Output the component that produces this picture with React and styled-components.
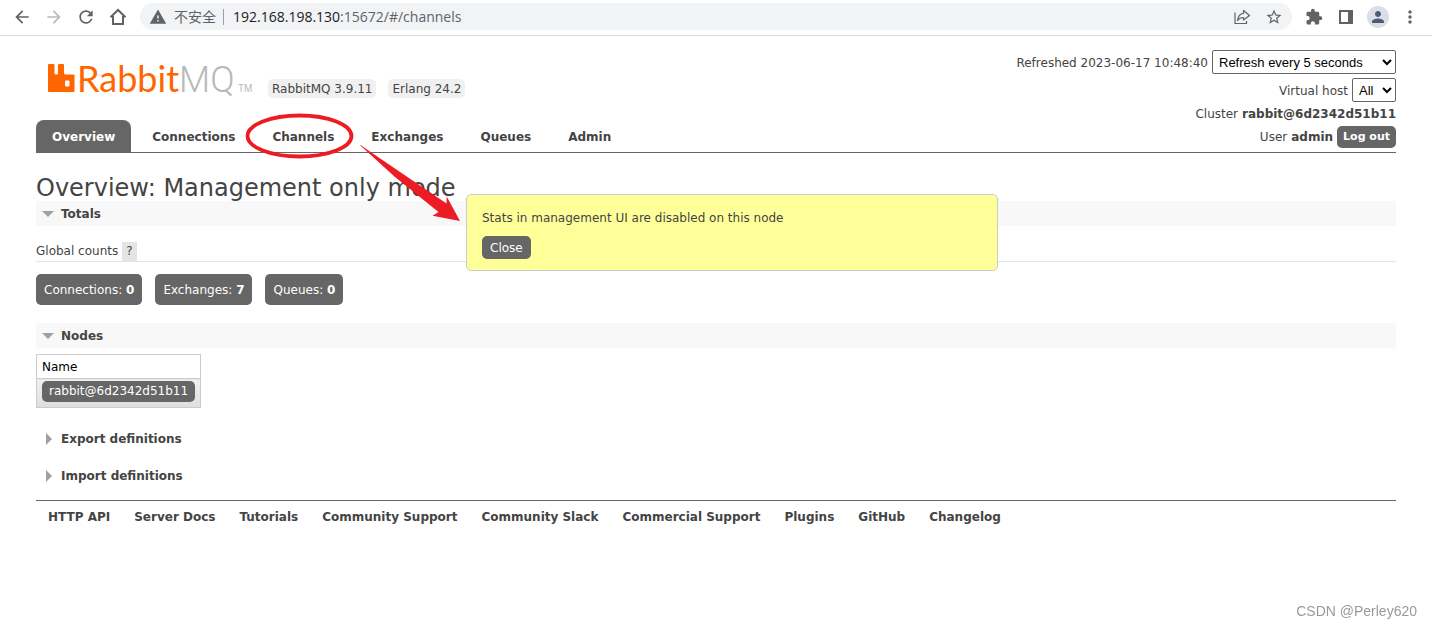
import React, { useState } from "react";
import styled, { createGlobalStyle } from "styled-components";
import {
  MdArrowBack,
  MdArrowForward,
  MdRefresh,
  MdWarning,
  MdStarBorder,
  MdExtension,
  MdPerson,
  MdMoreVert,
} from "react-icons/md";

const themeVars = {
  text: "#444",
  dark: "#666",
  orange: "#f60",
  red: "#ed1c24",
  contentFont: "Verdana, 'DejaVu Sans', sans-serif",
  browserFont: "'Open Sans', 'Noto Sans CJK SC', sans-serif",
};

const tabs = ["Overview", "Connections", "Channels", "Exchanges", "Queues", "Admin"];

const counts = [
  { label: "Connections", value: 0 },
  { label: "Exchanges", value: 7 },
  { label: "Queues", value: 0 },
];

const footerLinks = [
  "HTTP API",
  "Server Docs",
  "Tutorials",
  "Community Support",
  "Community Slack",
  "Commercial Support",
  "Plugins",
  "GitHub",
  "Changelog",
];

const BrowserBar = () => {
  return <Bar>
    <BarButton aria-label="Back"><MdArrowBack size={20} /></BarButton>
    <BarButton aria-label="Forward" $faded><MdArrowForward size={20} /></BarButton>
    <BarButton aria-label="Reload"><MdRefresh size={20} /></BarButton>
    <BarButton aria-label="Home">
      <svg width="18" height="18" viewBox="0 0 18 18" fill="none" stroke="currentColor" strokeWidth="2">
        <path d="M1.5 9.2 9 2l7.500 7.200M4 8v8h10V8" />
      </svg>
    </BarButton>
    <AddressBar>
      <MdWarning size={18} />
      <Insecure>不安全</Insecure>
      <Url><Host>192.168.198.130</Host>:15672/#/channels</Url>
      <BarButton aria-label="Share">
        <svg width="18" height="18" viewBox="0 0 18 18" fill="none" stroke="currentColor" strokeWidth="1.200">
          <path d="M2 4.500V15.500H13.500V13" />
          <path d="M10.500 2.500 16.500 7.500l-6 4.500V9.500C8 9.500 6 10.400 4.500 12.500 5 8.500 7 5.600 10.500 5.300Z" strokeLinejoin="round" />
        </svg>
      </BarButton>
      <BarButton aria-label="Bookmark"><MdStarBorder size={18} /></BarButton>
    </AddressBar>
    <BarButton aria-label="Extensions"><MdExtension size={18} /></BarButton>
    <BarButton aria-label="Side panel">
      <svg width="14" height="14" viewBox="0 0 14 14">
        <path fill="currentColor" fillRule="evenodd" d="M0 0h14v14H0zM2 2v10h7V2z" />
      </svg>
    </BarButton>
    <BarButton aria-label="Profile"><Avatar><MdPerson size={18} /></Avatar></BarButton>
    <BarButton aria-label="Menu"><MdMoreVert size={20} /></BarButton>
  </Bar>;
};

const Logo = () => {
  return <svg width="208" height="50" viewBox="0 -5 208 50" role="img" aria-label="RabbitMQ">
    <path
      fill={themeVars.orange}
      fillRule="evenodd"
      d="M1 4h4.500q1 0 1 1v8q0 1.500 1.500 1.500h.500q1.500 0 1.500-1.500V5q0-1 1-1h4q1 0 1 1v8q0 1.500 1.500 1.500H25.500q1 0 1 1V31q0 1-1 1H1q-1 0-1-1V5q0-1 1-1zM17 21.500v4q0 1 1 1h2.500q1 0 1-1v-4q0-1-1-1H18q-1 0-1 1z"
    />
    <LogoText x="29" y="32" fill={themeVars.orange}>Rabbit</LogoText>
    <LogoText x="131" y="32" fill="#b8b8b8" $light>MQ</LogoText>
    <TradeMark x="190" y="32" fill="#b8b8b8">TM</TradeMark>
  </svg>;
};

const Section = ({ title, open, children }) => {
  const [visible, setVisible] = useState(open);

  return <section>
    <SectionTitle $open={visible}>
      <SectionToggle onClick={() => setVisible(!visible)} aria-expanded={visible}>
        <Marker>
          <svg width="12" height="12" viewBox="0 0 12 12" fill="#a0a0a0">
            <path d={visible ? "M0 3h12L6 9z" : "M4 0v12l6-6z"} />
          </svg>
        </Marker>
        {title}
      </SectionToggle>
    </SectionTitle>
    {visible && children}
  </section>;
};

const Status = () => {
  return <StatusList>
    <StatusRow>
      <label htmlFor="refresh">Refreshed 2023-06-17 10:48:40</label>
      <Select id="refresh" $width="184px"><option>Refresh every 5 seconds</option></Select>
    </StatusRow>
    <StatusRow>
      <label htmlFor="vhost">Virtual host</label>
      <Select id="vhost" $width="44px"><option>All</option></Select>
    </StatusRow>
    <StatusRow>Cluster <b>rabbit@6d2342d51b11</b></StatusRow>
    <StatusRow>User <b>admin</b> <Button $bold>Log out</Button></StatusRow>
  </StatusList>;
};

const App = () => {
  const [warning, setWarning] = useState(true);

  return <>
    <GlobalStyle />
    <BrowserBar />
    <Page>
      <Header>
        <Brand>
          <Logo />
          <Version>RabbitMQ 3.9.11</Version>
          <Version>Erlang 24.2</Version>
        </Brand>
        <Status />
        <Tabs>
          {tabs.map((tab) => {
            return <Tab key={tab} href="#/" $selected={tab === "Overview"}>{tab}</Tab>
          })}
        </Tabs>
      </Header>
      <main>
        <PageTitle>Overview: Management only mode</PageTitle>
        <Section title="Totals" open>
          <Subtitle>Global counts <Help aria-label="Help">?</Help></Subtitle>
          <Counts>
            {counts.map((count) => {
              return <CountLink key={count.label} href="#/">{count.label}: <b>{count.value}</b></CountLink>
            })}
          </Counts>
        </Section>
        <Section title="Nodes" open>
          <NodeTable>
            <thead><tr><th>Name</th></tr></thead>
            <tbody><tr><td><NodeLink href="#/nodes">rabbit@6d2342d51b11</NodeLink></td></tr></tbody>
          </NodeTable>
        </Section>
        <Definitions>
          <Section title="Export definitions" open={false} />
          <Section title="Import definitions" open={false} />
        </Definitions>
      </main>
      <Footer>
        {footerLinks.map((link) => <FooterLink key={link} href="#/">{link}</FooterLink>)}
      </Footer>
      {warning && <Popup role="alert">
        <span>Stats in management UI are disabled on this node</span>
        <Button onClick={() => setWarning(false)}>Close</Button>
      </Popup>}
      <Annotation width="230" height="120" viewBox="240 106 230 120" fill={themeVars.red}>
        <ellipse cx="299.500" cy="136" rx="52" ry="20.500" fill="none" stroke={themeVars.red} strokeWidth="3.800" />
        <path d="M359.500 144.800Q361 145 364 147.500L446.500 203.500 446.700 196.500 460 221 432.500 215.800 438.500 212 395 177Z" />
      </Annotation>
    </Page>
    <Watermark>CSDN @Perley620</Watermark>
  </>;
};

const GlobalStyle = createGlobalStyle`
  * {
    box-sizing: border-box;
  }
  body {
    margin: 0;
    background: #fff;
    color: ${themeVars.text};
    font: 12px/16px ${themeVars.contentFont};
  }
  a {
    color: inherit;
    text-decoration: none;
  }
  button {
    font: inherit;
    color: inherit;
    border: none;
    background: none;
    padding: 0;
    cursor: pointer;
  }
`;

const Bar = styled.div`
  display: flex;
  align-items: center;
  height: 36px;
  padding: 0 6px 2px;
  border-bottom: 1px solid #dadce0;
  color: #5f6368;
  font-family: ${themeVars.browserFont};
`;

const BarButton = styled.button`
  display: flex;
  flex: none;
  align-items: center;
  justify-content: center;
  width: 32px;
  height: 28px;
  color: ${({ $faded }) => ($faded ? "#bababa" : "#5f6368")};
`;

const AddressBar = styled.div`
  display: flex;
  flex: 1;
  align-items: center;
  height: 27px;
  margin: 0 6px;
  padding: 0 2px 0 9px;
  border-radius: 14px;
  background: #f1f3f4;
`;

const Insecure = styled.span`
  margin: 0 9px 0 7px;
  padding-right: 7px;
  border-right: 1px solid #9aa0a6;
  font-size: 14px;
  line-height: 16px;
`;

const Url = styled.span`
  flex: 1;
  font-size: 14px;
`;

const Host = styled.span`
  color: #202124;
`;

const Avatar = styled.span`
  display: flex;
  align-items: center;
  justify-content: center;
  width: 22px;
  height: 22px;
  border-radius: 50%;
  background: #dadfe6;
  color: #4f5b76;
`;

const Page = styled.div`
  position: relative;
  padding: 0 36px;
`;

const Header = styled.header`
  display: grid;
  grid-template-columns: 1fr auto;
  grid-template-rows: 84px 32px;
  border-bottom: 1px solid ${themeVars.dark};
`;

const Brand = styled.div`
  display: flex;
  align-items: center;
  gap: 12px;
  padding: 4px 0 0 12px;
`;

const LogoText = styled.text`
  font-family: ${({ $light }) => ($light ? "Roboto" : "Lato")}, sans-serif;
  font-size: 36px;
  font-weight: ${({ $light }) => ($light ? 300 : 400)};
`;

const TradeMark = styled.text`
  font-family: 'Liberation Sans', sans-serif;
  font-size: 10px;
`;

const Version = styled.span`
  margin-top: 17px;
  padding: 2px 4px 1px;
  border-radius: 5px;
  background: #f0f0f0;
`;

const StatusList = styled.div`
  grid-column: 2;
  grid-row: 1 / 3;
  display: flex;
  flex-direction: column;
  gap: 4px;
  padding-top: 14px;
`;

const StatusRow = styled.div`
  display: flex;
  align-items: center;
  justify-content: flex-end;
  gap: 4px;

  label {
    padding-top: 2px;
  }
`;

const Select = styled.select`
  width: ${({ $width }) => $width};
  height: 24px;
  padding: 0 2px;
  border: 1px solid #666;
  border-radius: 2px;
  background: #fff;
  color: #000;
  font: 13px 'Liberation Sans', Arial, sans-serif;
`;

const Button = styled.button`
  padding: ${({ $bold }) => ($bold ? "3px 6px" : "4px 8px 3px")};
  border-radius: 5px;
  background: ${themeVars.dark};
  color: #fff;
  font-size: ${({ $bold }) => ($bold ? "11px" : "12px")};
  line-height: 16px;
  font-weight: ${({ $bold }) => ($bold ? "bold" : "normal")};
`;

const Tabs = styled.nav`
  grid-column: 1;
  grid-row: 2;
  display: flex;
  gap: 5px;
`;

const Tab = styled.a`
  padding: 9px 16px 7px;
  border-radius: 8px 8px 0 0;
  font-weight: bold;
  background: ${({ $selected }) => ($selected ? themeVars.dark : "transparent")};
  color: ${({ $selected }) => ($selected ? "#fff" : themeVars.text)};
`;

const PageTitle = styled.h1`
  margin: 0;
  padding-top: 22px;
  font-size: 24px;
  line-height: 26px;
  font-weight: normal;
`;

const SectionTitle = styled.h2`
  margin: 0;
  font-size: 12px;
  background: ${({ $open }) => ($open ? "#f8f8f8" : "transparent")};
`;

const SectionToggle = styled.button`
  display: flex;
  align-items: center;
  width: 100%;
  height: 25px;
  padding-left: 6px;
`;

const Marker = styled.span`
  display: flex;
  width: 19px;
`;

const Subtitle = styled.h3`
  display: flex;
  align-items: flex-end;
  gap: 4px;
  margin: 14px 0 12px;
  border-bottom: 1px solid #e4e4e4;
  font-size: 12px;
  font-weight: normal;
  line-height: 19px;
  padding-top: 2px;
`;

const Help = styled.button`
  padding: 0 4px;
  background: #e4e4e4;
`;

const Counts = styled.div`
  display: flex;
  gap: 13px;
  margin-bottom: 18px;
`;

const CountLink = styled.a`
  padding: 9px 8px 7px;
  border-radius: 5px;
  background: ${themeVars.dark};
  color: #fff;
  line-height: 15px;
`;

const NodeTable = styled.table`
  margin-top: 6px;
  border-collapse: collapse;

  th, td {
    padding: 4px 5px 3px;
    border: 1px solid #ccc;
    text-align: left;
    font-weight: normal;
    color: #000;
  }
  td {
    padding: 2px 5px 5px;
    background: linear-gradient(#f0f0f0, #dedede);
  }
`;

const NodeLink = styled.a`
  display: block;
  padding: 3px 7px;
  border-radius: 5px;
  background: ${themeVars.dark};
  color: #fff;
  line-height: 15px;
`;

const Definitions = styled.div`
  display: flex;
  flex-direction: column;
  gap: 12px;
  padding: 18px 0 12px;
`;

const Footer = styled.footer`
  display: flex;
  flex-wrap: wrap;
  gap: 24px;
  padding: 8px 12px;
  border-top: 1px solid ${themeVars.dark};
`;

const FooterLink = styled.a`
  font-weight: bold;
`;

const Popup = styled.div`
  position: absolute;
  top: 158px;
  left: 50%;
  display: flex;
  flex-direction: column;
  align-items: flex-start;
  gap: 10px;
  width: 532px;
  margin-left: -250px;
  padding: 15px 15px 11px;
  border: 1px solid #ccc;
  border-radius: 5px;
  background: #ff9;
`;

const Annotation = styled.svg`
  position: absolute;
  top: 70px;
  left: 240px;
  pointer-events: none;
`;

const Watermark = styled.div`
  position: fixed;
  right: 15px;
  bottom: 8px;
  color: #999;
  font: 14px/18px 'Liberation Sans', Arial, sans-serif;
`;

export default App;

◆ ◆ ◆ ◆

WRITTEN INSTRUCTION: State how many lines of the material contain the string "components", with no other words.

THE SOLUTION: 2